The **x-axis** is the position along the flagellum, The leftmost $(s = 0)$ is the base, where the flagellum attaches to the cell. And the rightmost $(s = 6)$ corresponds to the very tip of the flagellum. The **color bar** indicates the bending angle $\phi(s,t)$ in degrees

If we focus  at the far left section of graph( $s\lesssim0.4$), we can observe the $\text{orange} \leftrightarrow \text{red}$ repeating pattern as time goes forward, $t  = 0, \;  0.02  \; ,.., \; 0.12,..$

It only oscillating between two positive-bend values and never passing through zero (green) or negative (blue). Meanwhile the mid section ($s\approx3$) shows full oscillation: from positive, through zero, and to negative and back in a periodic cycle. This indicates that most of the flagellar motion occurs away from the base.

The striped, repeating bands in the plot reflect the periodic nature of the flagellar motion.
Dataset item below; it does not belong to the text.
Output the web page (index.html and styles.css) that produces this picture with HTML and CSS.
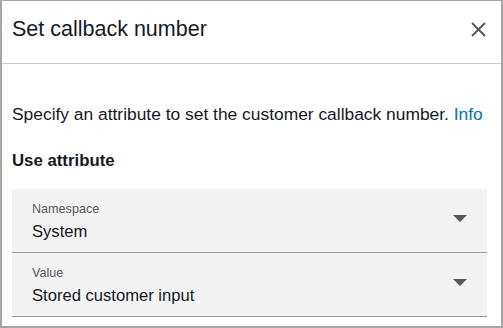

And we can observe that  the flagellum completes one full oscillation (or beat) approximately every **0.02 seconds**.  Since each time step is $\Delta t = 0.0016502$ seconds apart, we can calculate the number of time steps per beat as:

$$
\text{time steps per beat} = \frac{T}{\Delta t} \approx \frac{0.02}{0.0016502} \approx 12.
$$

Thus, one beat spans about **12 consecutive time steps** in the data.




<div style="page-break-after: always;"></div>

# **Part (3):** SVD for shape Mode Analysis

While the tangent-angle matrix $\Phi$ tells you the local bend angle for every position alongs the flagellum at every $t_i$. the matrix is high dimensional with $m-1 = 40$ spatial points and $n = 80 $ time points. Thus we need to compress the $\Phi$ matrix by performing SVD, and use it to find the dominant spatial patterns of bending (shape modes) that explain the most variance in the data.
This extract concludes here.